══ Data shown

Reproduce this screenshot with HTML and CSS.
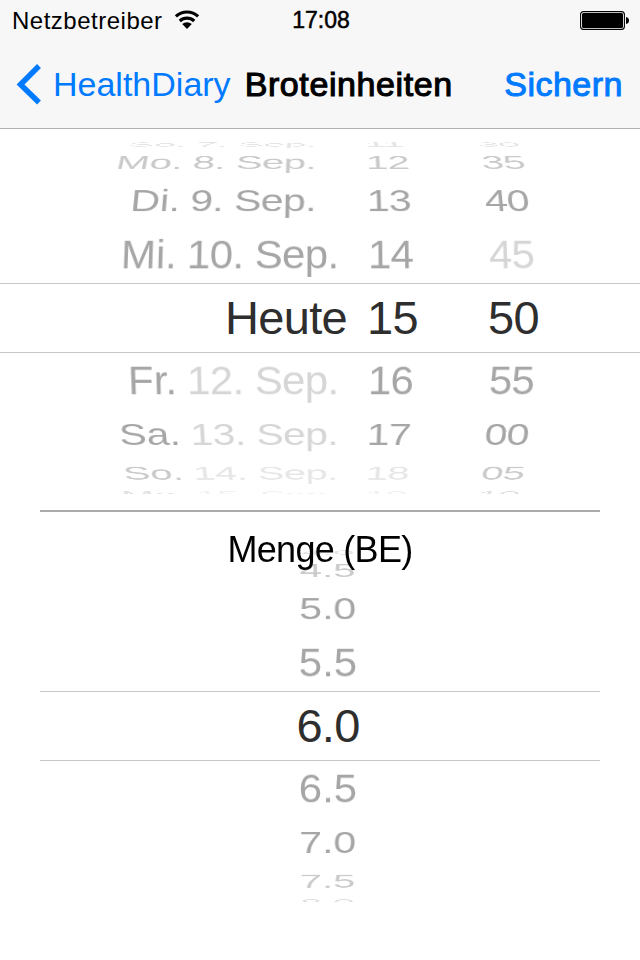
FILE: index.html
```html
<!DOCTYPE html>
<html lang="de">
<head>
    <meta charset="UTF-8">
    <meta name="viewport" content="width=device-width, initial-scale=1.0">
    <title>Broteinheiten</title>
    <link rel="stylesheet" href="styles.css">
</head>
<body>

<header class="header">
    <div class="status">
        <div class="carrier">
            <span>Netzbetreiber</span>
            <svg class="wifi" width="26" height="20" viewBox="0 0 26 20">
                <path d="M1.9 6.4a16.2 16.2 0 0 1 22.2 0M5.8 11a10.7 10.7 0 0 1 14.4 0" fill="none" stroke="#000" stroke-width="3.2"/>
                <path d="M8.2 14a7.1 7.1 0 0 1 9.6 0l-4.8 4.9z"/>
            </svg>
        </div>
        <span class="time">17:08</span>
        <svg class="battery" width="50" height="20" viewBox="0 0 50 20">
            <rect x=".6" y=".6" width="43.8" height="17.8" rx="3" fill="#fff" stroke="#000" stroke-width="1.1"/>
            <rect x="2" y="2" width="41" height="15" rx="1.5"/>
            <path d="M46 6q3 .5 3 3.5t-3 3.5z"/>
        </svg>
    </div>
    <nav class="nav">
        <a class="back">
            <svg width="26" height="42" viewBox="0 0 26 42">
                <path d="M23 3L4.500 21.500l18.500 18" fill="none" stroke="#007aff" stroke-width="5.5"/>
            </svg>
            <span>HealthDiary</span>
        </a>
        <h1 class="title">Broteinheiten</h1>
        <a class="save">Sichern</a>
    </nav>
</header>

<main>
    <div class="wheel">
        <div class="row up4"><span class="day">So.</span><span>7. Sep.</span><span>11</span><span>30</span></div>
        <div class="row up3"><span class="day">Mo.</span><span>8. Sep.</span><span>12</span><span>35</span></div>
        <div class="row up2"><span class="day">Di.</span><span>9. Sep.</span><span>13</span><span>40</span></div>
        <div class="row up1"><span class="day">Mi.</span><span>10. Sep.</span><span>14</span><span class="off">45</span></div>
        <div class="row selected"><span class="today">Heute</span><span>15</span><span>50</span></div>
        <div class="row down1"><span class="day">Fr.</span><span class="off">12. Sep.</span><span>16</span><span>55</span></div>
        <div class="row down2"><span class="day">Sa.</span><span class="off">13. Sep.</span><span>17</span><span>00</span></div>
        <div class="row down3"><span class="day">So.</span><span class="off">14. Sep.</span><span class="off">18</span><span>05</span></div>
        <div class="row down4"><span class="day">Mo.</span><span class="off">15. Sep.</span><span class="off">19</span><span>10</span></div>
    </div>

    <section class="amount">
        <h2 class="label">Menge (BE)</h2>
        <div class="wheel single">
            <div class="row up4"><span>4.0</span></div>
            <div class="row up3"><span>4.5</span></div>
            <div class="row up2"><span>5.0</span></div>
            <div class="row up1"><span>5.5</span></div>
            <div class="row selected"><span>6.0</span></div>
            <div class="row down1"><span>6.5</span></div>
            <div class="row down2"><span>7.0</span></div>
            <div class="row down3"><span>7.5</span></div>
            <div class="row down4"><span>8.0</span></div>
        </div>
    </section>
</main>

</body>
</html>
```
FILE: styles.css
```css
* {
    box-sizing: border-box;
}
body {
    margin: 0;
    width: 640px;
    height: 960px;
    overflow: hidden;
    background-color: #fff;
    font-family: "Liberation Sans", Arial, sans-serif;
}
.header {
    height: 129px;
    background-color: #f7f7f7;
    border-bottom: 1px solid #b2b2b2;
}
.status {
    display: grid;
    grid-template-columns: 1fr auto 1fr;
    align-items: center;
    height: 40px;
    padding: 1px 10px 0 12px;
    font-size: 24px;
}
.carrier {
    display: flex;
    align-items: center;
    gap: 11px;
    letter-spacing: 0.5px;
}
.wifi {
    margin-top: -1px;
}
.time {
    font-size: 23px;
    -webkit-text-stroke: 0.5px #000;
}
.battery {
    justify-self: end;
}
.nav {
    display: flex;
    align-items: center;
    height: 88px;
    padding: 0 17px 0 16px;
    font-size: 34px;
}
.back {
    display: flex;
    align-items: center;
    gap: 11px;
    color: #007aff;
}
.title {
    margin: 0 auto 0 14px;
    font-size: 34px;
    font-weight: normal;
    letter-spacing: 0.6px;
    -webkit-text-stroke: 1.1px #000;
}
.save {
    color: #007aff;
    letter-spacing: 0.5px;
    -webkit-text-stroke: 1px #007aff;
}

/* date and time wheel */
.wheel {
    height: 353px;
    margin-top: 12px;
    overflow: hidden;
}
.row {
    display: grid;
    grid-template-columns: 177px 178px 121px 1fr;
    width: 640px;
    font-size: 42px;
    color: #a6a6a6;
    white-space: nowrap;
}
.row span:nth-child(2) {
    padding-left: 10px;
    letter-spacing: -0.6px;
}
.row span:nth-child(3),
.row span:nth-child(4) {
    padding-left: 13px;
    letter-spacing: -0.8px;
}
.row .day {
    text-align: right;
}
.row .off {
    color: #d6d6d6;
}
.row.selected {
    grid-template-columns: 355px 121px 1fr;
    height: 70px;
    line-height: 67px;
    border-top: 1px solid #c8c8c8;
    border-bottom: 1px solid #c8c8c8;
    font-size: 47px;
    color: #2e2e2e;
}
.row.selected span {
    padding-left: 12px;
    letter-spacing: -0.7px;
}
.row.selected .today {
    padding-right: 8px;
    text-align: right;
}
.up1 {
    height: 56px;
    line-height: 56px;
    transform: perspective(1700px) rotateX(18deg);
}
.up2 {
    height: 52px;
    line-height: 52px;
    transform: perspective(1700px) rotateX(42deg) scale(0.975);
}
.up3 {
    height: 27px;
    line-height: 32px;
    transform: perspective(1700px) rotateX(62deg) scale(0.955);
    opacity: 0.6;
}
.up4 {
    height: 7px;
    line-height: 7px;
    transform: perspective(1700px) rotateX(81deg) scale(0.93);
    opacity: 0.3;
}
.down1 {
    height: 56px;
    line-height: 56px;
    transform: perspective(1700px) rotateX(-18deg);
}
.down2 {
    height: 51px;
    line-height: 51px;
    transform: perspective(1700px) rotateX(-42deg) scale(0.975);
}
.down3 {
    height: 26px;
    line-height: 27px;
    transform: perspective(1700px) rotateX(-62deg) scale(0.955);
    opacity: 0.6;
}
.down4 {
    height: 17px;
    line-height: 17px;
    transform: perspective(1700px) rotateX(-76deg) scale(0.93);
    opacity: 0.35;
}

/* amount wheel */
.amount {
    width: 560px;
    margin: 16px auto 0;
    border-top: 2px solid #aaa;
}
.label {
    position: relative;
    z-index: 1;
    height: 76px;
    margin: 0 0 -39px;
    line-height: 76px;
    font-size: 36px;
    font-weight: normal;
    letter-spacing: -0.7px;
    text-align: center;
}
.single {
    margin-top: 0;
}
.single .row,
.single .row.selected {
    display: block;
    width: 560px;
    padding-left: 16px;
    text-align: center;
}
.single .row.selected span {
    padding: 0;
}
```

════

Exercise — Reproduce the material above verbatim; omit every picture.

Result of the task —
Reproduce this screenshot with HTML and CSS.
FILE: index.html
```html
<!DOCTYPE html>
<html lang="de">
<head>
    <meta charset="UTF-8">
    <meta name="viewport" content="width=device-width, initial-scale=1.0">
    <title>Broteinheiten</title>
    <link rel="stylesheet" href="styles.css">
</head>
<body>

<header class="header">
    <div class="status">
        <div class="carrier">
            <span>Netzbetreiber</span>
            <svg class="wifi" width="26" height="20" viewBox="0 0 26 20">
                <path d="M1.9 6.4a16.2 16.2 0 0 1 22.2 0M5.8 11a10.7 10.7 0 0 1 14.4 0" fill="none" stroke="#000" stroke-width="3.2"/>
                <path d="M8.2 14a7.1 7.1 0 0 1 9.6 0l-4.8 4.9z"/>
            </svg>
        </div>
        <span class="time">17:08</span>
        <svg class="battery" width="50" height="20" viewBox="0 0 50 20">
            <rect x=".6" y=".6" width="43.8" height="17.8" rx="3" fill="#fff" stroke="#000" stroke-width="1.1"/>
            <rect x="2" y="2" width="41" height="15" rx="1.5"/>
            <path d="M46 6q3 .5 3 3.5t-3 3.5z"/>
        </svg>
    </div>
    <nav class="nav">
        <a class="back">
            <svg width="26" height="42" viewBox="0 0 26 42">
                <path d="M23 3L4.500 21.500l18.500 18" fill="none" stroke="#007aff" stroke-width="5.5"/>
            </svg>
            <span>HealthDiary</span>
        </a>
        <h1 class="title">Broteinheiten</h1>
        <a class="save">Sichern</a>
    </nav>
</header>

<main>
    <div class="wheel">
        <div class="row up4"><span class="day">So.</span><span>7. Sep.</span><span>11</span><span>30</span></div>
        <div class="row up3"><span class="day">Mo.</span><span>8. Sep.</span><span>12</span><span>35</span></div>
        <div class="row up2"><span class="day">Di.</span><span>9. Sep.</span><span>13</span><span>40</span></div>
        <div class="row up1"><span class="day">Mi.</span><span>10. Sep.</span><span>14</span><span class="off">45</span></div>
        <div class="row selected"><span class="today">Heute</span><span>15</span><span>50</span></div>
        <div class="row down1"><span class="day">Fr.</span><span class="off">12. Sep.</span><span>16</span><span>55</span></div>
        <div class="row down2"><span class="day">Sa.</span><span class="off">13. Sep.</span><span>17</span><span>00</span></div>
        <div class="row down3"><span class="day">So.</span><span class="off">14. Sep.</span><span class="off">18</span><span>05</span></div>
        <div class="row down4"><span class="day">Mo.</span><span class="off">15. Sep.</span><span class="off">19</span><span>10</span></div>
    </div>

    <section class="amount">
        <h2 class="label">Menge (BE)</h2>
        <div class="wheel single">
            <div class="row up4"><span>4.0</span></div>
            <div class="row up3"><span>4.5</span></div>
            <div class="row up2"><span>5.0</span></div>
            <div class="row up1"><span>5.5</span></div>
            <div class="row selected"><span>6.0</span></div>
            <div class="row down1"><span>6.5</span></div>
            <div class="row down2"><span>7.0</span></div>
            <div class="row down3"><span>7.5</span></div>
            <div class="row down4"><span>8.0</span></div>
        </div>
    </section>
</main>

</body>
</html>
```
FILE: styles.css
```css
* {
    box-sizing: border-box;
}
body {
    margin: 0;
    width: 640px;
    height: 960px;
    overflow: hidden;
    background-color: #fff;
    font-family: "Liberation Sans", Arial, sans-serif;
}
.header {
    height: 129px;
    background-color: #f7f7f7;
    border-bottom: 1px solid #b2b2b2;
}
.status {
    display: grid;
    grid-template-columns: 1fr auto 1fr;
    align-items: center;
    height: 40px;
    padding: 1px 10px 0 12px;
    font-size: 24px;
}
.carrier {
    display: flex;
    align-items: center;
    gap: 11px;
    letter-spacing: 0.5px;
}
.wifi {
    margin-top: -1px;
}
.time {
    font-size: 23px;
    -webkit-text-stroke: 0.5px #000;
}
.battery {
    justify-self: end;
}
.nav {
    display: flex;
    align-items: center;
    height: 88px;
    padding: 0 17px 0 16px;
    font-size: 34px;
}
.back {
    display: flex;
    align-items: center;
    gap: 11px;
    color: #007aff;
}
.title {
    margin: 0 auto 0 14px;
    font-size: 34px;
    font-weight: normal;
    letter-spacing: 0.6px;
    -webkit-text-stroke: 1.1px #000;
}
.save {
    color: #007aff;
    letter-spacing: 0.5px;
    -webkit-text-stroke: 1px #007aff;
}

/* date and time wheel */
.wheel {
    height: 353px;
    margin-top: 12px;
    overflow: hidden;
}
.row {
    display: grid;
    grid-template-columns: 177px 178px 121px 1fr;
    width: 640px;
    font-size: 42px;
    color: #a6a6a6;
    white-space: nowrap;
}
.row span:nth-child(2) {
    padding-left: 10px;
    letter-spacing: -0.6px;
}
.row span:nth-child(3),
.row span:nth-child(4) {
    padding-left: 13px;
    letter-spacing: -0.8px;
}
.row .day {
    text-align: right;
}
.row .off {
    color: #d6d6d6;
}
.row.selected {
    grid-template-columns: 355px 121px 1fr;
    height: 70px;
    line-height: 67px;
    border-top: 1px solid #c8c8c8;
    border-bottom: 1px solid #c8c8c8;
    font-size: 47px;
    color: #2e2e2e;
}
.row.selected span {
    padding-left: 12px;
    letter-spacing: -0.7px;
}
.row.selected .today {
    padding-right: 8px;
    text-align: right;
}
.up1 {
    height: 56px;
    line-height: 56px;
    transform: perspective(1700px) rotateX(18deg);
}
.up2 {
    height: 52px;
    line-height: 52px;
    transform: perspective(1700px) rotateX(42deg) scale(0.975);
}
.up3 {
    height: 27px;
    line-height: 32px;
    transform: perspective(1700px) rotateX(62deg) scale(0.955);
    opacity: 0.6;
}
.up4 {
    height: 7px;
    line-height: 7px;
    transform: perspective(1700px) rotateX(81deg) scale(0.93);
    opacity: 0.3;
}
.down1 {
    height: 56px;
    line-height: 56px;
    transform: perspective(1700px) rotateX(-18deg);
}
.down2 {
    height: 51px;
    line-height: 51px;
    transform: perspective(1700px) rotateX(-42deg) scale(0.975);
}
.down3 {
    height: 26px;
    line-height: 27px;
    transform: perspective(1700px) rotateX(-62deg) scale(0.955);
    opacity: 0.6;
}
.down4 {
    height: 17px;
    line-height: 17px;
    transform: perspective(1700px) rotateX(-76deg) scale(0.93);
    opacity: 0.35;
}

/* amount wheel */
.amount {
    width: 560px;
    margin: 16px auto 0;
    border-top: 2px solid #aaa;
}
.label {
    position: relative;
    z-index: 1;
    height: 76px;
    margin: 0 0 -39px;
    line-height: 76px;
    font-size: 36px;
    font-weight: normal;
    letter-spacing: -0.7px;
    text-align: center;
}
.single {
    margin-top: 0;
}
.single .row,
.single .row.selected {
    display: block;
    width: 560px;
    padding-left: 16px;
    text-align: center;
}
.single .row.selected span {
    padding: 0;
}
```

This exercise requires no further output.